Proved 2026-04-22: accounting block embedded in draft file rather than visible
output; Monitor caught as effort_substitution (medium).
Write to box/research/digest-{date}-draft.md. Re-read the classification file
and metadata file before composing — don't work from memory.
Format (v2, theme-first):
_What We're Hearing_ ({day of week}, {month} {day})
_{N} customer conversations ({M} spam filtered). Here's what stood out._
*{Theme 1 title}*
{Count} of {total}. {Characterization of what people are saying.}
• *{Sub-theme}* ({count}) — {1-2 sentences}. Link · Link
• *{Sub-theme}* — {1-2 sentences}. Link
*{Theme 2 title}*
...
:red_circle: *Notable bugs*
• *{Bug title}* — {repro context}. Link
...
:eyes: *Signal worth watching*
• *{Signal}* — {why it matters}. Link
...
:robot_face: *Bot observations*
• *{Pattern}* — {what happened, which conversations}. Link
_By the numbers:_ {Area} {count} · {Area} {count} · ...
Bot observations that assert product correctness (e.g. "bot fabricated a
capability," "bot gave wrong explanation") require codebase verification before
the label goes into the draft. Conversation text shows what the bot said; it
does not establish whether the bot was factually wrong. Grep or read the
relevant code/docs before using labels like "fabricated" or "wrong."
Proved 2026-04-23: "fabricated capability" label for Turbo messaging was
accurate but was applied from memory before codebase verification; user
correction on Failed/Missed Posts tab exposed the class of error.
Link format: <https://app.intercom.com/a/inbox/_/inbox/conversation/{id}|{Name}>
Theme granularity: sub-themes within categories ("surprise renewals without
notification" not "billing").
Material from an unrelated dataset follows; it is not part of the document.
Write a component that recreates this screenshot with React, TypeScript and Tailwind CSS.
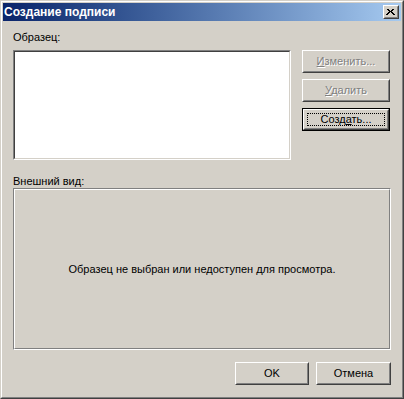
const font = "font-['Tahoma','Liberation_Sans',sans-serif]";

function Raised({ children, className = "" }: { children?: React.ReactNode; className?: string }) {
  return (
    <div className={`border border-t-white border-l-white border-r-[#404040] border-b-[#404040] ${className}`}>
      <div className="h-full w-full border border-t-[#d4d0c8] border-l-[#d4d0c8] border-r-[#808080] border-b-[#808080] bg-[#d4d0c8]">
        {children}
      </div>
    </div>
  );
}

function Button({ children, disabled, isDefault, className = "" }: { children: React.ReactNode; disabled?: boolean; isDefault?: boolean; className?: string }) {
  const label = (
    <div
      className={`flex h-full items-center justify-center text-[11px] ${disabled ? "text-[#808080] [text-shadow:1px_1px_0_#ffffff]" : "text-black"}`}
    >
      {children}
    </div>
  );
  if (isDefault) {
    return (
      <div className={`border border-black ${className}`}>
        <Raised className="h-full">
          <div className="h-full p-[2px]">
            <div className="h-full border border-dotted border-black">{label}</div>
          </div>
        </Raised>
      </div>
    );
  }
  return <Raised className={className}>{label}</Raised>;
}

export default function App() {
  return (
    <div className={`h-[399px] w-[404px] bg-[#d4d0c8] ${font}`}>
      <div className="h-full w-full border border-t-[#d4d0c8] border-l-[#d4d0c8] border-r-[#404040] border-b-[#404040]">
        <div className="flex h-full w-full flex-col border border-t-white border-l-white border-r-[#808080] border-b-[#808080] p-px">
          {/* title bar */}
          <div className="flex h-[18px] items-center justify-between bg-gradient-to-r from-[#0a246a] to-[#a6caf0] pl-px pr-[2px]">
            <span className="text-[12px] font-bold leading-none text-white">Создание подписи</span>
            <Raised className="h-[14px] w-[16px]">
              <svg width="12" height="10" viewBox="0 0 12 10" className="block">
                <path d="M3 2h2v1h1v1h1V3h1V2h2v1H9v1H8v1h1v1h1v1h1v1H9V7H8V6H7V5H6v1H5v1H4v1H2V7h1V6h1V5h1V4H4V3H3z" fill="black" transform="translate(-1 0)" />
              </svg>
            </Raised>
          </div>

          {/* body */}
          <div className="flex flex-1 flex-col px-[10px] pt-[10px] pb-[11px] text-[11px] text-black">
            <div className="flex">
              <div className="w-[278px]">
                <div className="h-[13px] leading-[13px]">Образец:</div>
                <div className="mt-[6px] h-[110px] border border-t-[#808080] border-l-[#808080] border-r-white border-b-white">
                  <div className="h-full w-full border border-t-[#404040] border-l-[#404040] border-r-[#d4d0c8] border-b-[#d4d0c8] bg-white" />
                </div>
              </div>
              <div className="ml-[11px] flex w-[88px] flex-col gap-[6px] pt-[19px]">
                <Button disabled className="h-[23px]">
                  <span><u>И</u>зменить...</span>
                </Button>
                <Button disabled className="h-[23px]">
                  <span><u>У</u>далить</span>
                </Button>
                <Button isDefault className="h-[23px]">
                  <span>Созд<u>а</u>ть...</span>
                </Button>
              </div>
            </div>

            <div className="mt-[15px] h-[13px] leading-[13px]">Внешний вид:</div>
            <div className="h-[162px] border border-t-[#808080] border-l-[#808080] border-r-white border-b-white">
              <div className="flex h-full w-full items-center justify-center border border-t-white border-l-white border-r-[#808080] border-b-[#808080]">
                Образец не выбран или недоступен для просмотра.
              </div>
            </div>

            <div className="mt-auto flex justify-end gap-[7px]">
              <Button className="h-[23px] w-[74px]">OK</Button>
              <Button className="h-[23px] w-[75px]">Отмена</Button>
            </div>
          </div>
        </div>
      </div>
    </div>
  );
}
Let themes emerge from the data — don't copy
prior day's structure.
5. Present for approval
Before presenting: Re-read the draft file and spot-check at least 2
attributed quotes against their source conversations. Don't vouch for accuracy
from memory — the verification must precede the claim. Proved 2026-04-21:
Billing 23/24 count error caught by reflection, but 3 quote attributions
and 26 link mappings asserted without re-reads.
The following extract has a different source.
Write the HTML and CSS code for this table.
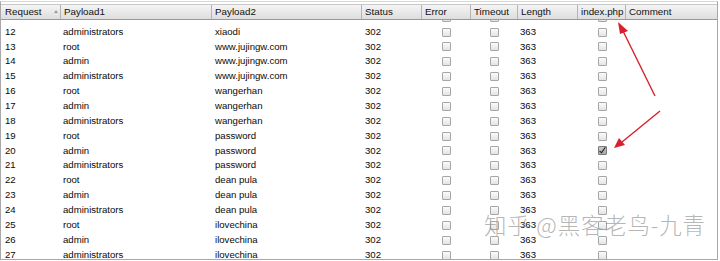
FILE: index.html
```html
<!DOCTYPE html>
<html>
<head>
<meta charset="utf-8">
<link rel="stylesheet" href="styles.css">
</head>
<body>
<div class="table">
  <div class="head">
    <div class="hc sorted">Request<span class="sort"></span></div>
    <div class="hc">Payload1</div>
    <div class="hc">Payload2</div>
    <div class="hc">Status</div>
    <div class="hc">Error</div>
    <div class="hc">Timeout</div>
    <div class="hc">Length</div>
    <div class="hc">index.php</div>
    <div class="hc last">Comment</div>
  </div>
  <div class="body">
    <div class="rows" id="rows"></div>
  </div>
  <svg class="arrows" width="720" height="261" viewBox="0 0 720 261">
    <line x1="655" y1="96" x2="623" y2="31" stroke="#d8202e" stroke-width="1.4"/>
    <polygon points="618,22 628,31 620,34" fill="#d8202e"/>
    <line x1="660" y1="111" x2="622" y2="142" stroke="#d8202e" stroke-width="1.4"/>
    <polygon points="614,148 619,138 625,145" fill="#d8202e"/>
  </svg>
  <div class="watermark">知乎 @黑客老鸟-九青</div>
</div>
<script>
const data = [
 [11,"",""],
 [12,"administrators","xiaodi"],
 [13,"root","www.jujingw.com"],
 [14,"admin","www.jujingw.com"],
 [15,"administrators","www.jujingw.com"],
 [16,"root","wangerhan"],
 [17,"admin","wangerhan"],
 [18,"administrators","wangerhan"],
 [19,"root","password"],
 [20,"admin","password"],
 [21,"administrators","password"],
 [22,"root","dean pula"],
 [23,"admin","dean pula"],
 [24,"administrators","dean pula"],
 [25,"root","ilovechina"],
 [26,"admin","ilovechina"],
 [27,"administrators","ilovechina"]
];
const rows = document.getElementById('rows');
for (const [n,p1,p2] of data) {
  const r = document.createElement('div');
  r.className = 'row';
  const hidden = n===11;
  const chk = n===20 ? 'cb checked' : 'cb';
  r.innerHTML = `<div class="c">${hidden?'':n}</div><div class="c">${p1}</div><div class="c">${p2}</div><div class="c">${hidden?'':'302'}</div><div class="c ctr"><span class="cb"></span></div><div class="c ctr"><span class="cb"></span></div><div class="c">${hidden?'':'363'}</div><div class="c ctr"><span class="${chk}"></span></div><div class="c"></div>`;
  rows.appendChild(r);
}
</script>
</body>
</html>
```
FILE: styles.css
```css
html, body { margin: 0; padding: 0; background: #fff; }
body { width: 720px; height: 261px; overflow: hidden; font-family: "Liberation Sans", Arial, sans-serif; color: #111; }
.table {
  position: relative;
  width: 718px;
  height: 259px;
  margin-top: 1px;
  border: 1px solid #a8a8a8;
  border-top-color: #d8d8d8;
  box-sizing: border-box;
  overflow: hidden;
  background: #fff;
}
.head, .row {
  display: grid;
  grid-template-columns: 60px 151px 150px 60px 49px 47px 60px 48px 1fr;
}
.head {
  margin-top: 2px;
  height: 16px;
  background: linear-gradient(#f4f4f4, #dedede);
  border-top: 1px solid #c8c8c8;
  border-bottom: 1px solid #9a9a9a;
  box-sizing: border-box;
  position: relative;
  z-index: 2;
}
.hc {
  font-size: 9.8px;
  line-height: 13px;
  padding-left: 3px;
  border-right: 1px solid #b4b4b4;
  color: #111;
  position: relative;
}
.hc.sorted { padding-left: 4px; }
.hc.last { border-right: none; }
.sort {
  position: absolute;
  right: 2px;
  top: 5px;
  width: 0; height: 0;
  border-left: 2px solid transparent;
  border-right: 2px solid transparent;
  border-bottom: 3px solid #9a9a9a;
}
.body { height: 239px; overflow: hidden; }
.rows { margin-top: -10.2px; }
.row { height: 14.87px; }
.c {
  font-size: 9.6px;
  line-height: 14.87px;
  padding-left: 3px;
  white-space: nowrap;
  color: #0a0a0a;
}
.row .c:first-child { padding-left: 4px; }
.row .c:nth-child(2) { padding-left: 2px; }
.row .c:nth-child(7) { padding-left: 2px; }
.ctr { display: flex; align-items: center; justify-content: center; padding-left: 0; }
.cb {
  display: inline-block;
  width: 7px; height: 7px;
  border: 1px solid #a6a6a6;
  border-radius: 1px;
  background: linear-gradient(#fbfbfb, #e4e4e4);
  position: relative;
}
.cb.checked { background: linear-gradient(#c8c8c8, #a8a8a8); border-color: #7a7a7a; }
.cb.checked::after {
  content: "";
  position: absolute;
  left: 2px; top: -1px;
  width: 2px; height: 6px;
  border-right: 1.5px solid #111;
  border-bottom: 1px solid #111;
  transform: rotate(35deg);
}
.arrows { position: absolute; left: -1px; top: -2px; z-index: 3; pointer-events: none; }
.watermark {
  position: absolute;
  left: 483px;
  top: 206px;
  z-index: 4;
  font-family: "Noto Sans CJK SC", "Noto Sans", sans-serif;
  font-weight: 300;
  font-size: 22.5px;
  color: rgba(150,150,150,0.7);
  letter-spacing: 0.8px;
  white-space: nowrap;
}
```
Show the exact text to the user. This is the approval gate. The user reviews
the framing, theme selection, and linked conversations.
In headless sessions, the user cannot see Read tool output. "Show the
exact text" means copy the full draft into a conversation message. Reading the
file is verification; posting it in the conversation is presentation. These
are separate steps. Proved 2026-04-28: agent read the draft twice, told user
"ready for review" twice, never showed the text.
6. Post to Slack
Two mutations via execute_approved, one at a time:
- Parent message:
python3 box/slack-mutate.py post C0ASG05F1SB '{title text}'
Record the returned ts value.
- Thread reply:
python3 box/slack-mutate.py reply C0ASG05F1SB {ts} "$(cat /tmp/ff-digest-body.txt)"
Save body to a temp file first to avoid shell escaping issues.
Verify the thread after posting (read back via Slack API).
slack-mutate.py's VERIFIED output covers one fragment. If Slack split the
body (>3900 chars), use slack_read_thread to confirm all sections landed.
Known gotchas
- Slack splits at ~3900 chars. Thread format makes this harmless (just
becomes 2-3 thread replies). Don't try to compress the digest to fit.
source.author.name for operator-initiated conversations returns the
bot name. The metadata file may show bot names for some contacts. Check
the conversation text if a contact name looks like a bot.
- Sync lag. The 4h launchd cron means evening conversations may be missing
if running the morning after. Use
--sync for recent dates.
- Subagent theme tags guide reads, they don't replace them. The notable
flag has ~90% accuracy. Read the conversation before trusting the classification.
- Don't copy prior day's theme structure. Each day's themes should emerge
from fresh reads. Using yesterday's sections as a template biases what you see.